During 2019 the Company made the scheduled quarterly principal payments of $3.0 million, and an additional principal paydown of $18.2 million with proceeds from a sale-leaseback arrangement. The current portion of debt is $3.8 million and the non-current portion is $33.5 million. As of December 31, 2019, the term loan was designated as an Adjusted LIBOR Rate Loan with an interest rate of 4.50%.

Financial covenants

Restrictive financial covenants under the Credit Facility include:

·

A consolidated Fixed Charge Coverage Ratio to not be less than the following during each noted period:

-Fiscal Quarter Ending December 31, 2019 and each Fiscal Quarter thereafter, to not be less than 1.25 to 1.00.

·

A consolidated Leverage Ratio to not exceed the following during each noted period:

-Fiscal Quarter Ending December 31, 2019, to not exceed 4.00 to 1.00;

-Fiscal Quarter Ending March 31, 2020 and each Fiscal Quarter thereafter, to not exceed 3.00 to 1.00.

·

A consolidated Adjusted EBITDA to not be less than the following during each noted period:

- Fiscal Year Ending December 31, 2019 : $21.7 million.

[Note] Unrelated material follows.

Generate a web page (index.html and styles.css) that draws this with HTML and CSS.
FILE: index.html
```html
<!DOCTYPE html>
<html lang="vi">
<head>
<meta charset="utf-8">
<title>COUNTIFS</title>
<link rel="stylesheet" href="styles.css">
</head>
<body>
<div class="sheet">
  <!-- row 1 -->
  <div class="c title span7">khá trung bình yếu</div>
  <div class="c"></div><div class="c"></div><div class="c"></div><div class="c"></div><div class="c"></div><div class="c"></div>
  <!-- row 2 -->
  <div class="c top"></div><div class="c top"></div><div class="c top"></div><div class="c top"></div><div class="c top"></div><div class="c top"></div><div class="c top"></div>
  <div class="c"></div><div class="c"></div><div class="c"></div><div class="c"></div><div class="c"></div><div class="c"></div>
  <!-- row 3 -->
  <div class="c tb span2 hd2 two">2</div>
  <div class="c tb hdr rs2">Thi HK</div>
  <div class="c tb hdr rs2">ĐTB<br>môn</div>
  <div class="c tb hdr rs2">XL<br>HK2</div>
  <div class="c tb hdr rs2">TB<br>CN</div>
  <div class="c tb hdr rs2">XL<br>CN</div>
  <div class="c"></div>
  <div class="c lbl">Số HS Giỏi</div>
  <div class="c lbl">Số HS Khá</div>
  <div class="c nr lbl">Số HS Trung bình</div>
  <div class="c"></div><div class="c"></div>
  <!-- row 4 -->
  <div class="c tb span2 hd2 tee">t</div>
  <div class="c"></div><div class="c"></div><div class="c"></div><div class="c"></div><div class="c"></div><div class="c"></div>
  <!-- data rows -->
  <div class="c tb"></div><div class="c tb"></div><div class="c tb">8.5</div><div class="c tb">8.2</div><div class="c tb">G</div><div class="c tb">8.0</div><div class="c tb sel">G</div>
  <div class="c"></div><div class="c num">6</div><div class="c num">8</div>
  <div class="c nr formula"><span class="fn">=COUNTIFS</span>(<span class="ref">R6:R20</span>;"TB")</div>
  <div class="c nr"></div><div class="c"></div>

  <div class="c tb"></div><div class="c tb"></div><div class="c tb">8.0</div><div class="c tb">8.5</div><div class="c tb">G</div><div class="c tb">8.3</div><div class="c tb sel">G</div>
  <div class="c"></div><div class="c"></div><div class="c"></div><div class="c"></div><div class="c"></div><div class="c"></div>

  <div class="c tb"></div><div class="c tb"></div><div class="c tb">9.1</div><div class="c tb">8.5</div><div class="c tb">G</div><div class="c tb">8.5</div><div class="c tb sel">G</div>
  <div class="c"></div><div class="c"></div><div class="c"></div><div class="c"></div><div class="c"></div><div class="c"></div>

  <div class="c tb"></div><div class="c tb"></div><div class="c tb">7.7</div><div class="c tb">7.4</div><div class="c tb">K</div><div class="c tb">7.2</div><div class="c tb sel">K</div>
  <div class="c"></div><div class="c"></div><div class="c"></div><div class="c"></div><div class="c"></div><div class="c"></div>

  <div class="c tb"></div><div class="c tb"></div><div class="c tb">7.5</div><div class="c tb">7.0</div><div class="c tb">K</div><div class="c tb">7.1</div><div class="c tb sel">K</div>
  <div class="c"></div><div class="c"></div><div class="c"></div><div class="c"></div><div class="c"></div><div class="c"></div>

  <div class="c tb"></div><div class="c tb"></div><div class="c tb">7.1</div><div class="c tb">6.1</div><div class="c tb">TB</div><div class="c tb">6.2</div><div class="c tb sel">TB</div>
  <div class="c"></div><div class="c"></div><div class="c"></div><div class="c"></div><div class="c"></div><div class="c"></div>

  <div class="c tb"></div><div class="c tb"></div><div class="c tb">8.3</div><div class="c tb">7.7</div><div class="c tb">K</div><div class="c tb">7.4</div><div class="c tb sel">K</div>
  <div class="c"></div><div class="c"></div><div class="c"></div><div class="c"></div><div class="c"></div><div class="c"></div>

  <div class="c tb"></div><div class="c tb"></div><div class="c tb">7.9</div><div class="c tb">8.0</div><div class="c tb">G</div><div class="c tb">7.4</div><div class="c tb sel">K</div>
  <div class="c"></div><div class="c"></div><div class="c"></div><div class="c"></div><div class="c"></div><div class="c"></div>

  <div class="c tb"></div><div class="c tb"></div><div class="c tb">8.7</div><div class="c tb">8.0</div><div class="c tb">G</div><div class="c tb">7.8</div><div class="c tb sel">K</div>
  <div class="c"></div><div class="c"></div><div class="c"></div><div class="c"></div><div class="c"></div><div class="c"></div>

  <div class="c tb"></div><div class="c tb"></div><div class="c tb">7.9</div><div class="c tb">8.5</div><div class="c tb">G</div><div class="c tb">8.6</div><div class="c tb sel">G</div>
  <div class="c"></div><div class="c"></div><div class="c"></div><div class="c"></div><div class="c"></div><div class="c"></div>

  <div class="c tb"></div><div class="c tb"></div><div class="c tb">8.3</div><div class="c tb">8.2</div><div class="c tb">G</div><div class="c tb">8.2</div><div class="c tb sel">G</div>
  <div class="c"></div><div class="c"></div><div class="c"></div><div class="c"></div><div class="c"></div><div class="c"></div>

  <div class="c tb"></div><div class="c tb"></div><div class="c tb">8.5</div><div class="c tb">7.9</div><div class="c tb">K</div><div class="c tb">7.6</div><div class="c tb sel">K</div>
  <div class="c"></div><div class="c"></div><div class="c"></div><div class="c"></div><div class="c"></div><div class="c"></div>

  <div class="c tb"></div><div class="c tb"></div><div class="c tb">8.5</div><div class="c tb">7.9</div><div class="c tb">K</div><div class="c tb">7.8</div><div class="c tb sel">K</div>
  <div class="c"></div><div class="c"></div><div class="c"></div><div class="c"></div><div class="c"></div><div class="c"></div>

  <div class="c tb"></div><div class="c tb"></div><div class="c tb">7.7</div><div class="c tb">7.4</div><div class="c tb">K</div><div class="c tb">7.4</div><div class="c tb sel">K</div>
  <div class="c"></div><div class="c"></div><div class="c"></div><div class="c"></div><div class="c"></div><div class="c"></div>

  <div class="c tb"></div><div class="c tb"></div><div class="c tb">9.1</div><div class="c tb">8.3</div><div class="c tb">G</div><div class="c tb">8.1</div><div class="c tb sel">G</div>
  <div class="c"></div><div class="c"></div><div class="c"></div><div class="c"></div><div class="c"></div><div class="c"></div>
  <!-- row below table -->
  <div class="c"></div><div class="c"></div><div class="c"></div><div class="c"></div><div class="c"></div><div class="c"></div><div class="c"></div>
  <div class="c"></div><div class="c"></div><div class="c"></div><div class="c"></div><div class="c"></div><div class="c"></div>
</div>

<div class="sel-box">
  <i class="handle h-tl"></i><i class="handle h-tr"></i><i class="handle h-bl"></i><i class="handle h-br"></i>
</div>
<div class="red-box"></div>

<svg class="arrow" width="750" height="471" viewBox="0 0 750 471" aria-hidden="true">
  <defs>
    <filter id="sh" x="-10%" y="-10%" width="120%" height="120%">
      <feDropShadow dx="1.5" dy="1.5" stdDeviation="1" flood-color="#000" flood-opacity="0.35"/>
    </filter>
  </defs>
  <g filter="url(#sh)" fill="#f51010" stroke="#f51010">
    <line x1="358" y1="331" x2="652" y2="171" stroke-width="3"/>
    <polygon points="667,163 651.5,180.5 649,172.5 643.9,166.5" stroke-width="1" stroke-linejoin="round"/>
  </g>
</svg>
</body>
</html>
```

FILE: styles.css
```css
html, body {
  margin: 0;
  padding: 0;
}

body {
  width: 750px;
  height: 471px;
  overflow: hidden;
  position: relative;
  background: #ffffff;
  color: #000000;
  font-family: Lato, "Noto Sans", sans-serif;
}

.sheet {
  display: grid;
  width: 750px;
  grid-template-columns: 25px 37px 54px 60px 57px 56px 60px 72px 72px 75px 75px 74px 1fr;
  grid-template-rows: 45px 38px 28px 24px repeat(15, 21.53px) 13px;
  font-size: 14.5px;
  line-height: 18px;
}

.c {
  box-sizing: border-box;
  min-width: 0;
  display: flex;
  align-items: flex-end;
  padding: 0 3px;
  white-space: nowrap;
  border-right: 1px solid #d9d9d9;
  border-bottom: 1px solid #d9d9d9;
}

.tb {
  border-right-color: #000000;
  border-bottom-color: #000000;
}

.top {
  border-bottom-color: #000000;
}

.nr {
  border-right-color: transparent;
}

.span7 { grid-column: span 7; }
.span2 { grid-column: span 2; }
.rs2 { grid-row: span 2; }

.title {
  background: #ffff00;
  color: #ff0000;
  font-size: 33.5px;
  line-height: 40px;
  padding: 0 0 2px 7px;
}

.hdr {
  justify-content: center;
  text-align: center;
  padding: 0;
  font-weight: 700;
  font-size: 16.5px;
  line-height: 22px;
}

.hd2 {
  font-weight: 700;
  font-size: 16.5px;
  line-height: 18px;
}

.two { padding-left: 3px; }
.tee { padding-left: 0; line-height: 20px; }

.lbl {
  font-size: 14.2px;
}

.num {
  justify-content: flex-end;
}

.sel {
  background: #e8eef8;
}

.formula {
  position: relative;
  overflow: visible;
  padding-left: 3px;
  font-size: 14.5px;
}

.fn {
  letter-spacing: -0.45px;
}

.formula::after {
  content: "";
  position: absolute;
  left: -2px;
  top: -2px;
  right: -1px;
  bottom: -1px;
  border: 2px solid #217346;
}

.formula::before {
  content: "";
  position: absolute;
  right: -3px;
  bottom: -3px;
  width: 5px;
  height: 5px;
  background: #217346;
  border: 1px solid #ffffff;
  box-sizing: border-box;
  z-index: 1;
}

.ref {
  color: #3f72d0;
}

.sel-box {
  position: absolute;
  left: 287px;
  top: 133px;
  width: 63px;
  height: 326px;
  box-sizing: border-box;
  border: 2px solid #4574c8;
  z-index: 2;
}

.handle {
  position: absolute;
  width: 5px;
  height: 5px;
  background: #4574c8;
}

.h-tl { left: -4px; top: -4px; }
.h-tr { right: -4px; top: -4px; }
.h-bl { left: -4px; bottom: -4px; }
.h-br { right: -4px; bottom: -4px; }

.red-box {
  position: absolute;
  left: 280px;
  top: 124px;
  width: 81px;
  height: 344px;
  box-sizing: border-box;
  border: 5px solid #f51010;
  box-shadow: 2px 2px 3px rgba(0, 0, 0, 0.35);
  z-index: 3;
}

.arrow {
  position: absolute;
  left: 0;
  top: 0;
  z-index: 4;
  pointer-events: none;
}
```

In addition, the Credit Facility contains events of default that are usual and customary for similar arrangements, including non-payment of principal, interest or fees; breaches of representations and warranties that are not timely cured; violation of covenants; bankruptcy and insolvency events; and events constituting a change of control.

The Company expects to meet its future internal liquidity and working capital needs and maintain or replace its equipment fleet through capital expenditure purchases and major repairs, from funds generated by its operating activities for at least the next 12 months. The Company believes that its cash position and available borrowings together with cash flow from its operations is adequate for general business requirements and to service its debt. The Company was in compliance with all financial covenants as of December 31, 2019.

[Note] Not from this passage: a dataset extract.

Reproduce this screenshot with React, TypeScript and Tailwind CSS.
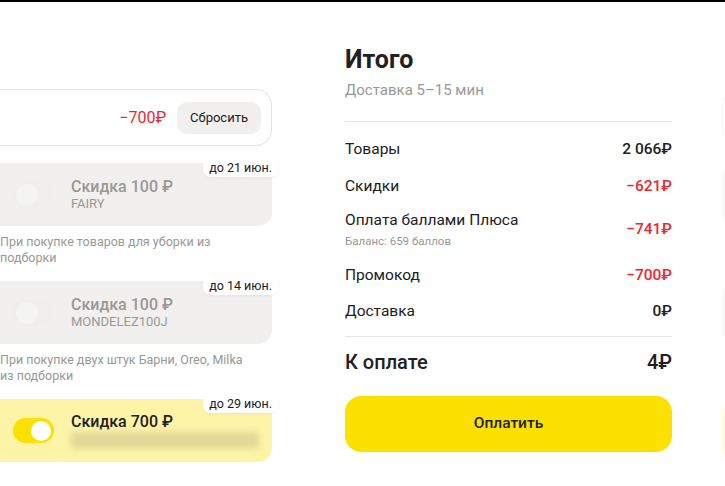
import React from "react";

const RED = "text-[#f0262d]";

function Badge({ text }: { text: string }) {
  return (
    <span className="absolute right-[-6px] top-[-4px] rounded-[7px] bg-white px-[6px] py-[1px] text-[12.5px] leading-[16px] text-[#21201f] shadow-[0_1px_3px_rgba(0,0,0,0.06)]">
      {text}
    </span>
  );
}

function Toggle({ on }: { on: boolean }) {
  return on ? (
    <div className="flex h-[25px] w-[41px] shrink-0 items-center justify-end rounded-full bg-[#fce000] px-[3px]">
      <div className="h-[20px] w-[20px] rounded-full bg-white" />
    </div>
  ) : (
    <div className="flex h-[25px] w-[41px] shrink-0 items-center rounded-full bg-[#f0efee] px-[3px]">
      <div className="h-[22px] w-[22px] rounded-full bg-[#f4f4f3]" />
    </div>
  );
}

interface Coupon {
  title: string;
  code: string;
  until: string;
  active: boolean;
  note?: string;
}

const coupons: Coupon[] = [
  { title: "Скидка 100 ₽", code: "FAIRY", until: "до 21 июн.", active: false, note: "При покупке товаров для уборки из подборки" },
  { title: "Скидка 100 ₽", code: "MONDELEZ100J", until: "до 14 июн.", active: false, note: "При покупке двух штук Барни, Oreo, Milka из подборки" },
  { title: "Скидка 700 ₽", code: "", until: "до 29 июн.", active: true },
];

function CouponCard({ c }: { c: Coupon }) {
  return (
    <div>
      <div
        className={
          "relative flex h-[63px] items-center rounded-r-[14px] pl-[13px] " +
          (c.active ? "bg-[#fef4a8]" : "bg-[#f1f0ef]")
        }
      >
        <Badge text={c.until} />
        <Toggle on={c.active} />
        <div className="ml-[17px] flex flex-col">
          {c.active ? (
            <>
              <span className="text-[16px] leading-[19px] font-medium text-[#21201f]">{c.title}</span>
              <div className="mt-[1px] h-[17px] w-[188px] rounded-[3px] bg-[#e3d897] blur-[3px]" />
            </>
          ) : (
            <>
              <span className="text-[16px] leading-[19px] font-medium text-[#9a9895]">{c.title}</span>
              <span className="text-[13px] leading-[16px] text-[#9a9895]">{c.code}</span>
            </>
          )}
        </div>
      </div>
      {c.note && (
        <p className="mt-[8px] mb-[-2px] w-[255px] text-[12.5px] leading-[16px] text-[#9a9895]">{c.note}</p>
      )}
    </div>
  );
}

function LeftColumn() {
  return (
    <div className="flex w-[272px] shrink-0 flex-col pt-[87px]">
      <div className="flex h-[57px] items-center justify-end gap-[11px] rounded-r-[16px] border border-l-0 border-[#e6e5e3] pr-[10px]">
        <span className={"text-[16px] " + RED}>−700₽</span>
        <button className="h-[32px] rounded-[10px] bg-[#f1f0ef] px-[13px] text-[13px] text-[#21201f]">
          Сбросить
        </button>
      </div>
      <div className="mt-[17px] flex flex-col gap-[17px]">
        <CouponCard c={coupons[0]} />
        <CouponCard c={coupons[1]} />
        <CouponCard c={coupons[2]} />
      </div>
    </div>
  );
}

function Row({ label, value, red, sub }: { label: string; value: string; red?: boolean; sub?: string }) {
  return (
    <div className="flex items-center justify-between">
      <div className="flex flex-col">
        <span className="text-[15.5px] leading-[20px] text-[#21201f]">{label}</span>
        {sub && <span className="mt-[4px] text-[11.5px] leading-[14px] text-[#9a9895]">{sub}</span>}
      </div>
      <span className={"text-[15.5px] leading-[20px] font-medium " + (red ? RED : "text-[#21201f]")}>{value}</span>
    </div>
  );
}

function Summary() {
  return (
    <div className="flex w-[327px] shrink-0 flex-col pt-[43px]">
      <h1 className="text-[25px] leading-[30px] font-bold text-[#21201f]">Итого</h1>
      <p className="mt-[6px] text-[15px] leading-[18px] text-[#9a9895]">Доставка 5–15 мин</p>
      <div className="mt-[22px] h-px bg-[#e6e5e3]" />
      <div className="mt-[17px] flex flex-col">
        <Row label="Товары" value="2 066₽" />
        <div className="mt-[17px]">
          <Row label="Скидки" value="−621₽" red />
        </div>
        <div className="mt-[14px]">
          <Row label="Оплата баллами Плюса" value="−741₽" red sub="Баланс: 659 баллов" />
        </div>
        <div className="mt-[17px]">
          <Row label="Промокод" value="−700₽" red />
        </div>
        <div className="mt-[16px]">
          <Row label="Доставка" value="0₽" />
        </div>
      </div>
      <div className="mt-[15px] h-px bg-[#e6e5e3]" />
      <div className="mt-[13px] flex items-center justify-between text-[20px] leading-[24px] font-medium text-[#21201f]">
        <span>К оплате</span>
        <span>4₽</span>
      </div>
      <button className="mt-[22px] h-[56px] w-full rounded-[16px] bg-[#fce000] text-[15.5px] font-medium text-[#21201f]">
        Оплатить
      </button>
    </div>
  );
}

function NextColumn() {
  // edge of the neighbouring column, cut off by the window
  return (
    <div className="flex w-[200px] shrink-0 flex-col pt-[87px] opacity-40">
      <div className="h-[57px] rounded-l-[16px] border border-[#e6e5e3]" />
      <div className="mt-[17px] h-[63px] rounded-l-[14px] bg-[#f1f0ef]" />
      <div className="mt-[56px] h-[63px] rounded-l-[14px] bg-[#f1f0ef]" />
      <div className="mt-[56px] h-[63px] rounded-l-[14px] bg-[#fef4a8]" />
    </div>
  );
}

export default function App() {
  return (
    <div
      className="flex h-[486px] w-[725px] overflow-hidden border-t-2 border-black bg-white"
      style={{ fontFamily: "Roboto, 'Noto Sans', sans-serif" }}
    >
      <LeftColumn />
      <div className="ml-[73px]">
        <Summary />
      </div>
      <div className="ml-[50px]">
        <NextColumn />
      </div>
    </div>
  );
}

Derivative Financial Instruments

On September 16, 2015, the Company entered into a series of receive-variable, pay-fixed interest rate swaps to hedge the variability in the interest payments on 50% of the aggregate principal amount of the Regions Term Loan outstanding, beginning with a notional amount of $67.5 million. There were a total of five sequential interest rate swaps to achieve the hedged position and each year on August 31, with the exception of the final swap, the existing interest rate swap was scheduled to expire and be immediately replaced with a new interest rate swap until the expiration of the final swap on July 31, 2020. On December 6, 2018, the Company entered into a sixth receive-variable, pay-fixed interest rate swap to hedge the variability of interest payments. The sixth swap will begin with a notional amount of $27.0 million on July 31, 2020 and will hedge the variability in the interest payments on the aggregate scheduled principal amount of the Regions Term Loan outstanding. The sixth swap is scheduled to expire on July 31, 2023. At inception, these interest rate swaps were designated as cash flow hedges for hedge accounting, and as such, the effective portion of unrealized changes in market value are recorded in accumulated other comprehensive (loss) income and reclassified into earnings during the period in which the hedged forecasted transaction affects earnings. Gains and losses from hedge ineffectiveness are recognized in current earnings. The change in fair market value of the swaps as of December 31, 2019 is approximately $1.0 million. The fair market value of the swaps as of December 31, 2019 is reflected as a liability of $1.0 million on the Consolidated Balance Sheets. See Note 9 for more information regarding the fair value of the Company’s derivative instruments.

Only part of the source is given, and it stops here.